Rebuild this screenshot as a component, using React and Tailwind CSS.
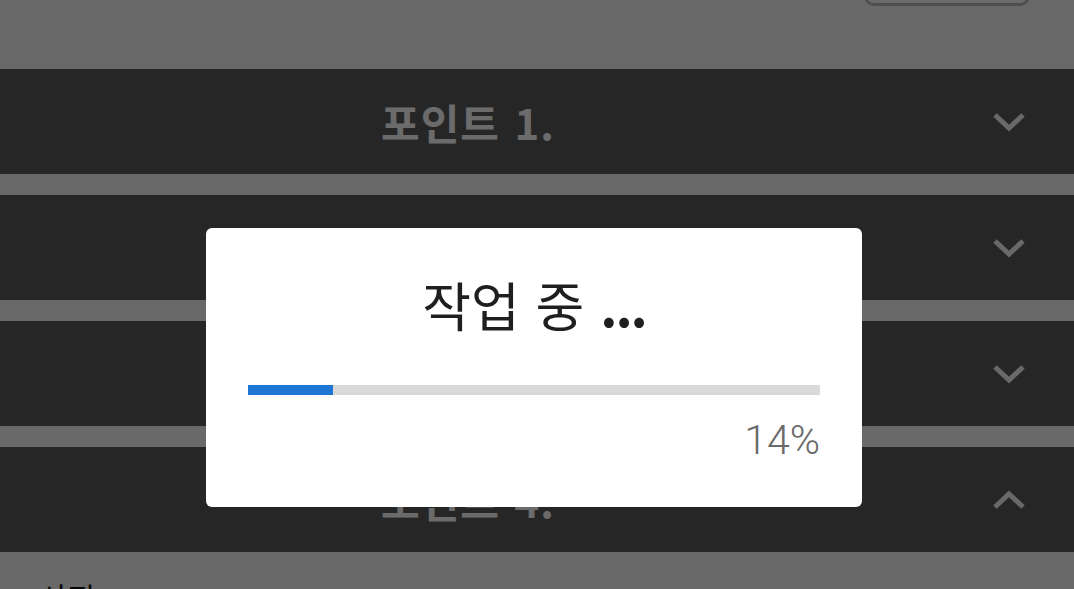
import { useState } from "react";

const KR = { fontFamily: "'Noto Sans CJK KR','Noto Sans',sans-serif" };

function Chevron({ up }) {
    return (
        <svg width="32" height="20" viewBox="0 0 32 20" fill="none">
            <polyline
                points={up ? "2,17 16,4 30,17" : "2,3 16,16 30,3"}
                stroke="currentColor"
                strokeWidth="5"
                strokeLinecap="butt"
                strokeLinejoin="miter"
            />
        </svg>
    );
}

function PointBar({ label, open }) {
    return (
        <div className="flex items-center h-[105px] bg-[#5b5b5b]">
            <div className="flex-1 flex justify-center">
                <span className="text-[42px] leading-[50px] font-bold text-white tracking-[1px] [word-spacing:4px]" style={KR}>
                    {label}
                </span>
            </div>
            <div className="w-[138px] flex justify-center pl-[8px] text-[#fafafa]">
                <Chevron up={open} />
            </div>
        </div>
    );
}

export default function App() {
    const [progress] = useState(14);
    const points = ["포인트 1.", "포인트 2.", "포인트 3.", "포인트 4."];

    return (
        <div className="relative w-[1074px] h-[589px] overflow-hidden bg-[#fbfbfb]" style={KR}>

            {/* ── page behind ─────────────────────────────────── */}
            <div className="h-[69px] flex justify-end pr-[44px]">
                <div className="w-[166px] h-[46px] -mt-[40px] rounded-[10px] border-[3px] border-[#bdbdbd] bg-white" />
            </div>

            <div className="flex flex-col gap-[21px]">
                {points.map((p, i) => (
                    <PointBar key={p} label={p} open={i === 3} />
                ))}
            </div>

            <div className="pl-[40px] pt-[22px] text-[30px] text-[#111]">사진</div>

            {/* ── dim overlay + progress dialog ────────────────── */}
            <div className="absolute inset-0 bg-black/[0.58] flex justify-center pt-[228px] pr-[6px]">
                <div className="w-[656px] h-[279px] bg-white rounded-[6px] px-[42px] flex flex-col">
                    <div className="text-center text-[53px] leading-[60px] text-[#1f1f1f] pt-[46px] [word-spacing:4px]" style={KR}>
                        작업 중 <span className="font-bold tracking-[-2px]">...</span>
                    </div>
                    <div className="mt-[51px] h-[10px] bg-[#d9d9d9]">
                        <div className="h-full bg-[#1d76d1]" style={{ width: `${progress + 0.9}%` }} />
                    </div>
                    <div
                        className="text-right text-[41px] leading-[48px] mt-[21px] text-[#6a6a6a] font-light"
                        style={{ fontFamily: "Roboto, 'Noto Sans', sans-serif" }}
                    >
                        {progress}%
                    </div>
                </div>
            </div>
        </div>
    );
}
----------
**Work to complete**: Give an exact copy of the material, leaving out every picture.

**The solution**:
Rebuild this screenshot as a component, using React and Tailwind CSS.
import { useState } from "react";

const KR = { fontFamily: "'Noto Sans CJK KR','Noto Sans',sans-serif" };

function Chevron({ up }) {
    return (
        <svg width="32" height="20" viewBox="0 0 32 20" fill="none">
            <polyline
                points={up ? "2,17 16,4 30,17" : "2,3 16,16 30,3"}
                stroke="currentColor"
                strokeWidth="5"
                strokeLinecap="butt"
                strokeLinejoin="miter"
            />
        </svg>
    );
}

function PointBar({ label, open }) {
    return (
        <div className="flex items-center h-[105px] bg-[#5b5b5b]">
            <div className="flex-1 flex justify-center">
                <span className="text-[42px] leading-[50px] font-bold text-white tracking-[1px] [word-spacing:4px]" style={KR}>
                    {label}
                </span>
            </div>
            <div className="w-[138px] flex justify-center pl-[8px] text-[#fafafa]">
                <Chevron up={open} />
            </div>
        </div>
    );
}

export default function App() {
    const [progress] = useState(14);
    const points = ["포인트 1.", "포인트 2.", "포인트 3.", "포인트 4."];

    return (
        <div className="relative w-[1074px] h-[589px] overflow-hidden bg-[#fbfbfb]" style={KR}>

            {/* ── page behind ─────────────────────────────────── */}
            <div className="h-[69px] flex justify-end pr-[44px]">
                <div className="w-[166px] h-[46px] -mt-[40px] rounded-[10px] border-[3px] border-[#bdbdbd] bg-white" />
            </div>

            <div className="flex flex-col gap-[21px]">
                {points.map((p, i) => (
                    <PointBar key={p} label={p} open={i === 3} />
                ))}
            </div>

            <div className="pl-[40px] pt-[22px] text-[30px] text-[#111]">사진</div>

            {/* ── dim overlay + progress dialog ────────────────── */}
            <div className="absolute inset-0 bg-black/[0.58] flex justify-center pt-[228px] pr-[6px]">
                <div className="w-[656px] h-[279px] bg-white rounded-[6px] px-[42px] flex flex-col">
                    <div className="text-center text-[53px] leading-[60px] text-[#1f1f1f] pt-[46px] [word-spacing:4px]" style={KR}>
                        작업 중 <span className="font-bold tracking-[-2px]">...</span>
                    </div>
                    <div className="mt-[51px] h-[10px] bg-[#d9d9d9]">
                        <div className="h-full bg-[#1d76d1]" style={{ width: `${progress + 0.9}%` }} />
                    </div>
                    <div
                        className="text-right text-[41px] leading-[48px] mt-[21px] text-[#6a6a6a] font-light"
                        style={{ fontFamily: "Roboto, 'Noto Sans', sans-serif" }}
                    >
                        {progress}%
                    </div>
                </div>
            </div>
        </div>
    );
}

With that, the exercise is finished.